Mechanism of shale oil displacement by CO2 in nanopores: A molecular dynamics simulation study

Utilizing CO2 to enhance shale oil recovery has a huge potential and thus has gained widespread popularity in recent years. However, the microscopic mechanisms of CO2 enhancing shale oil recovery remain poorly understood. In this paper, the molecular dynamics simulation method is adopted to investigate the replacement behavior of CO2 in shale oil reservoirs from a micro perspective. Three kinds of n-alkanes are selected as the simulative crude oil in silica nanopores. Molecular dynamics models are established to study the occurrence patterns of different alkanes on the rock surface and the alkane-stripping characteristics of CO2. The fluid density, mean square displacement and centroid variation are evaluated to reveal the effect of CO2 on alkanes.

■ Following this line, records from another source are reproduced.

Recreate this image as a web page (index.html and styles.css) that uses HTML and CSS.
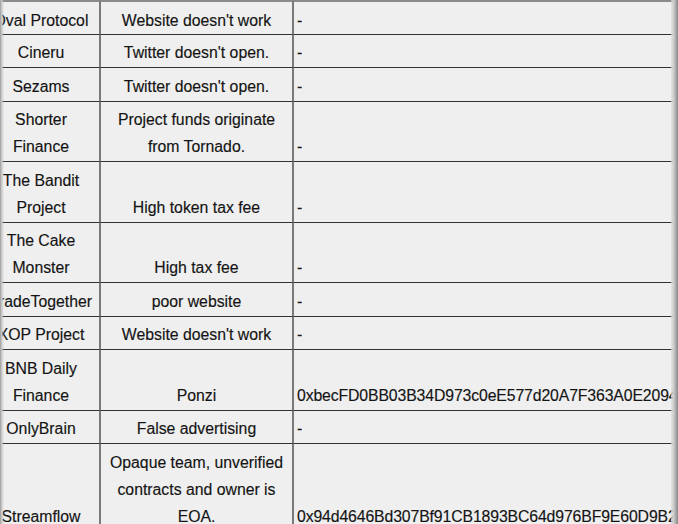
FILE: index.html
```html
<!DOCTYPE html>
<html>
<head>
<meta charset="utf-8">
<link rel="stylesheet" href="styles.css">
</head>
<body>
<div class="frame">
<table class="scam-table">
  <colgroup>
    <col class="c-name">
    <col class="c-reason">
    <col class="c-addr">
  </colgroup>
  <tbody>
    <tr class="first"><td class="name">Oval Protocol</td><td class="reason">Website doesn't work</td><td class="addr">-</td></tr>
    <tr><td class="name">Cineru</td><td class="reason">Twitter doesn't open.</td><td class="addr">-</td></tr>
    <tr><td class="name">Sezams</td><td class="reason">Twitter doesn't open.</td><td class="addr">-</td></tr>
    <tr><td class="name">Shorter Finance</td><td class="reason">Project funds originate from Tornado.</td><td class="addr">-</td></tr>
    <tr><td class="name">The Bandit Project</td><td class="reason">High token tax fee</td><td class="addr">-</td></tr>
    <tr><td class="name">The Cake Monster</td><td class="reason">High tax fee</td><td class="addr">-</td></tr>
    <tr><td class="name">TradeTogether</td><td class="reason">poor website</td><td class="addr">-</td></tr>
    <tr><td class="name">XOP Project</td><td class="reason">Website doesn't work</td><td class="addr">-</td></tr>
    <tr><td class="name">BNB Daily Finance</td><td class="reason">Ponzi</td><td class="addr">0xbecFD0BB03B34D973c0eE577d20A7F363A0E2094</td></tr>
    <tr><td class="name">OnlyBrain</td><td class="reason">False advertising</td><td class="addr">-</td></tr>
    <tr><td class="name">Streamflow</td><td class="reason">Opaque team, unverified contracts and owner is EOA.</td><td class="addr">0x94d4646Bd307Bf91CB1893BC64d976BF9E60D9B2</td></tr>
  </tbody>
</table>
</div>
</body>
</html>
```

FILE: styles.css
```css
html, body {
  margin: 0;
  padding: 0;
  background: #efefef;
  overflow: hidden;
  height: 100%;
}

.frame {
  position: relative;
  width: 678px;
  height: 524px;
  overflow: hidden;
}

.frame::before,
.frame::after {
  content: "";
  position: absolute;
  top: 0;
  bottom: 0;
  z-index: 2;
  pointer-events: none;
}

.frame::before {
  left: 0;
  width: 4px;
  background: linear-gradient(to right, #9a9a9a, #c8c8c8 40%, rgba(239,239,239,0));
}

.frame::after {
  right: 0;
  width: 7px;
  background: linear-gradient(to right, rgba(220,220,220,0.6), #cfcfcf 35%, #a8a8a8 70%, #888 100%);
}

.scam-table {
  margin-left: -20px;
  border-collapse: separate;
  border-spacing: 0;
  table-layout: fixed;
  width: 734px;
  font-family: "Liberation Sans", Arial, sans-serif;
  font-size: 15.8px;
  line-height: 27px;
  color: #141414;
  -webkit-text-stroke: 0.15px #141414;
}

.c-name { width: 121px; }
.c-reason { width: 193px; }
.c-addr { width: 420px; }

.scam-table td {
  vertical-align: bottom;
  padding: 4.5px 4px 1px 4px;
  border-top: 1px solid #333;
  white-space: normal;
}

.scam-table tr.first td {
  border-top: 2px solid #8a8a8a;
  padding-top: 4.5px;
  padding-bottom: 0.25px;
}

.scam-table td.name {
  text-align: center;
  padding-left: 6px;
  padding-right: 3px;
  border-right: 2px solid #7a7a7a;
}

.scam-table td.reason {
  text-align: center;
  border-right: 2px solid #7a7a7a;
}

.scam-table td.addr {
  text-align: left;
  padding-left: 3px;
  white-space: nowrap;
  overflow: hidden;
  letter-spacing: -0.12px;
}
```
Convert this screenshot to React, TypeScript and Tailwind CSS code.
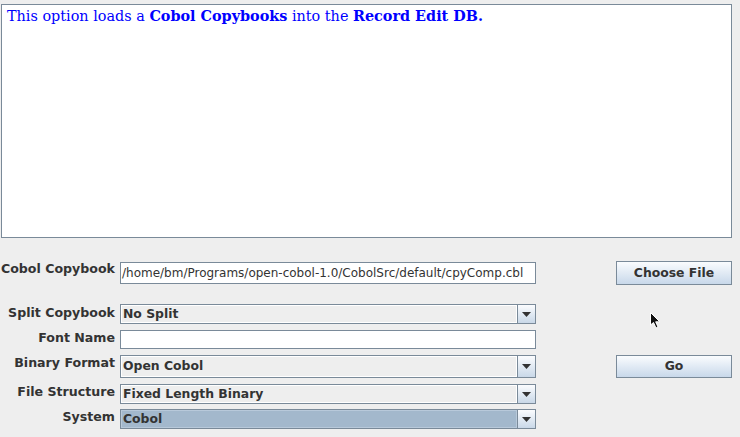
import React from "react";

const sans = { fontFamily: '"DejaVu Sans", Verdana, sans-serif' };
const serif = { fontFamily: '"DejaVu Serif", Georgia, serif' };

function Label({ text, pt = "pt-[1px]" }: { text: string; pt?: string }) {
  return (
    <div
      className={`w-[115px] shrink-0 self-start text-right text-[12.6px] leading-[14px] font-bold whitespace-nowrap text-[#333333] ${pt}`}
    >
      {text}
    </div>
  );
}

function ArrowButton() {
  return (
    <div className="flex h-full w-[18px] shrink-0 items-center justify-center border-l border-[#7a8a99] bg-gradient-to-b from-[#fbfcfe] to-[#c9d8e8]">
      <svg width="9" height="5" viewBox="0 0 9 5">
        <path d="M0 0 H9 L4.5 5 Z" fill="#333333" />
      </svg>
    </div>
  );
}

function Combo({ value, selected = false, h }: { value: string; selected?: boolean; h: string }) {
  return (
    <div className={`ml-[5px] flex w-[416px] ${h} border border-[#7a8a99] bg-[#eeeeee]`}>
      <div
        className={`flex flex-1 items-center border ${
          selected ? "border-[#b8c9da] bg-[#a3b8cc]" : "border-white bg-[#eeeeee]"
        } pl-[1px] text-[12.4px] font-bold text-[#333333]`}
      >
        {value}
      </div>
      <ArrowButton />
    </div>
  );
}

function JButton({ text }: { text: string }) {
  return (
    <div className="flex h-full w-[116px] items-center justify-center border border-[#7a8a99] bg-gradient-to-b from-[#fafcfe] to-[#c8d8ea] text-[12.4px] font-bold text-[#333333]">
      {text}
    </div>
  );
}

export default function App() {
  return (
    <div className="relative flex h-[437px] w-[740px] flex-col bg-[#eeeeee]" style={sans}>
      <div className="ml-[1px] mt-[4px] h-[234px] w-[731px] border border-[#7a8a99] bg-white px-[5px] pt-[3px]">
        <p className="text-[14.4px] leading-[16px] text-[#0000ff]" style={serif}>
          This option loads a <b>Cobol Copybooks</b> into the <b>Record Edit DB.</b>
        </p>
      </div>

      <div className="mt-[23px] flex h-[24px] items-center">
        <Label text="Cobol Copybook" pt="pt-[1px]" />
        <div className="ml-[5px] flex h-[22px] w-[416px] items-center border border-[#7a8a99] bg-white pl-[1px] text-[12px] text-[#333333]">
          /home/bm/Programs/open-cobol-1.0/CobolSrc/default/cpyComp.cbl
        </div>
        <div className="ml-[80px] h-[24px]">
          <JButton text="Choose File" />
        </div>
      </div>

      <div className="mt-[19px] flex h-[20px] items-center">
        <Label text="Split Copybook" pt="pt-[2px]" />
        <Combo value="No Split" h="h-[20px]" />
      </div>

      <div className="mt-[6px] flex h-[19px] items-center">
        <Label text="Font Name" pt="pt-[1px]" />
        <div className="ml-[5px] h-[19px] w-[416px] border border-[#7a8a99] bg-white" />
      </div>

      <div className="mt-[6px] flex h-[23px] items-center">
        <Label text="Binary Format" />
        <Combo value="Open Cobol" h="h-[23px]" />
        <div className="ml-[80px] h-[23px]">
          <JButton text="Go" />
        </div>
      </div>

      <div className="mt-[6px] flex h-[20px] items-center">
        <Label text="File Structure" />
        <Combo value="Fixed Length Binary" h="h-[20px]" />
      </div>

      <div className="mt-[5px] flex h-[20px] items-center">
        <Label text="System" />
        <Combo value="Cobol" selected h="h-[20px]" />
      </div>

      <svg
        className="absolute left-[650px] top-[312px]"
        width="11"
        height="17"
        viewBox="0 0 11 17"
      >
        <path d="M0.5 0.5 L0.5 13 L3.5 10.5 L6 16 L8 15 L5.7 9.8 L9.8 9.8 Z" fill="#111111" stroke="#ffffff" strokeWidth="1" />
      </svg>
    </div>
  );
}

The results indicate that different alkanes exhibit varying occurrence characteristics of oil film on the rock surface of the shale reservoir. Specifically, a higher carbon number leads to a thicker oil film. Through the alkane molecular gaps, CO2 penetrates the alkane molecular system and reaches the rock surface to effectively strip the oil film of different alkane molecules. CO2 will more readily mix with the stripped oil molecules and displace them from the rock surface when the carbon number is small. The process for CO2 replacing crude oil on the rock surface can be divided into four typical stages, namely, CO2 diffusion, competitive adsorption, emulsification and dissolution, and CO2-alkanes miscible phase (for light alkanes). This study contributes to the improvement of micro-scale enhanced oil recovery mechanisms for shale oil via CO2 injection and provides a guidance for enhancing shale oil recovery by using CO2.